Нас в данной работе интересует русский христианский модернизм как историческое явление, развившееся на почве русского Православия, и под «русским христианским модернизмом» подразумевается вышеназванное религиозное движение НРС. Русский христианский модернизм представлял собой совокупность отличавшихся друг от друга группировок, поставивших целью заставить общество пересмотреть традиционное церковное вероисповедание в свете представлений о религии современной культуры, а также внести радикальные перемены в канонический и богослужебный уклад Русской Церкви[7] и ее отношения с государством. Русскому христианскому модернизму были близки основные положения модернизма римско-католического, например, тезис о том, что следует различать вечную сущность христианских догматов и конкретно-историческую форму их проявления, или о том, что Церковь должна отказаться от «суеверий» – веры в чудеса, дьявола, загробные муки. Хронологические рамки русского христианского модернизма не случайно совпадали с хронологией модернизма в русской литературе (мы встречаем здесь одних и тех же культурных деятелей)[8], с европейским модернизмом как распространяющейся тенденцией общественного интереса к внецерковным и чуждым Священному Писанию и Преданию «откровениям» эзотерического и гностического толка.
Пропаганда идей движения велась сначала на Петербургских религиозно-философских собраниях (1901–1903), затем в Петербургском религиозно-философском обществе (1907–1917)[9], а также в периодической печати. В современной исследовательской литературе это религиозно-общественное движение получило название «христианский модернизм» или «движение неохристиан» [10] (мы будем использовать здесь эти термины, включая и такой, как «движение за „обновление“ христианства»).
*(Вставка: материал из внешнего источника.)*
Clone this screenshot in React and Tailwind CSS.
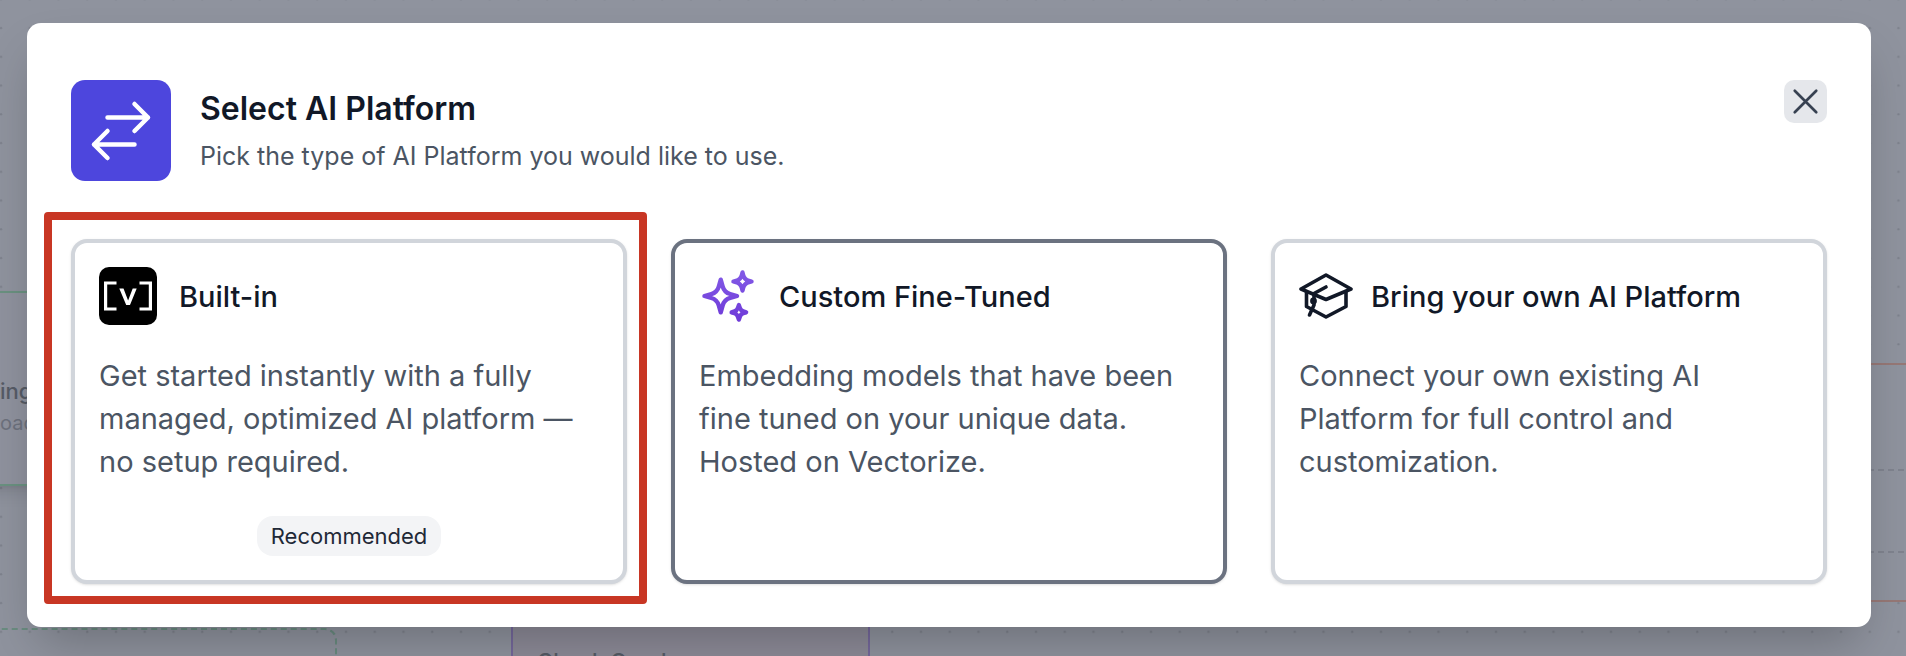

Представители НРС опосредованно принимали участие в церковно-реформаторском движении 1905–1907 гг. и приветствовали наступление Февральской революции 1917 г. После Октябрьской революции некоторый конгломерат идей НРС нашел свое отражение в программах обновленчества начала 1920-х гг. Исследованию подверглись три исторических периода: 1) рождение на Петербургских религиозно-философских собраниях модернистского движения за «обновление» христианства (с опорой его на учение о «новом религиозном сознании и общественности») и его пропагандистская деятельность (1901–1917); 2) влияние представителей НРС на церковно-реформаторское движение (1905–1907) и (3) на период обновленчества, в который мы включили послеоктябрьскую «реформаторскую» деятельность клириков – участников ПРФС и будущих вождей обновленчества 1920–1923 гг.[11]
В работах других исследователей нам не встретились попытки рассмотреть вопрос о связи между этими тремя периодами в контексте общественного движения за «обновление» Церкви в России. Отчасти это может быть объяснено подходом исследователей к названному здесь первому периоду только с философской точки зрения, когда исследовался прецедент расцвета русской религиозной философии, или с литературоведческой, либо утвердившимся в исторической науке мнением об отсутствии исторической связи между религиозным движением начала века, церковно-реформаторским 1905–1907 гг. и политическим движением 1922–1927 гг. (Н. Зернов, В. Зеньковский, Н. Лосский, отчасти прот. Г. Флоровский рассматривали факт Собраний ПРФО как период «богоискательства» в среде религиозно настроенной русской интеллигенции). Тем не менее сам факт существования НРС в исследовательской науке достаточно известен. Это касается и трудов по русской религиозной философии П. П. Гайденко, и исторических работ последних лет. Так, внимание Петербургским религиозно-философским собраниям 1901–1903 гг. уделил в своей монографии С. Фирсов[12]. Он дал обзор темам докладов и обозначил работу Собраний как публицистическую подготовку обновительского движения, в том числе 1905–1907 гг. С. Фирсов остановил свое исследование на 1918 г. Историк Д. А. Головушкин, опираясь в своем исследовании на архивные документы и выводы О. К. Шиманской о социальной направленности учения НРС, назвал некоторые точки исторической преемственности церковно-реформаторского 1905–1907 гг. и обновленческого движений [13]. Отношения отдельных представителей этих движений и их деятельность в эти исторические периоды становились частью исследований или упоминались в трудах историков последнего времени, таких, например, как Дж. Канингем[14]. О. В. Останина обратила внимание на феномен «религиозных исканий околоцерковной интеллигенции» в связи с «религиозно-обновленческим движением в рамках самой Церкви»[15]. Однако ее интересовала «группа церковных обновленцев и религиозных реформаторов», которые делали акцент в своей деятельности на сближении Церкви с народом и на социальную активность Церкви. В центре внимания автора были священник Г. Петров, иеромонах Михаил (П. В. Семенов), писатель В. П. Свенцицкий. О. В. Останина отметила поэтапную «внутреннюю эволюцию» этой группы «обновленцев и религиозных реформаторов», но не обратила внимания на подробности их деятельности и религиозных воззрений.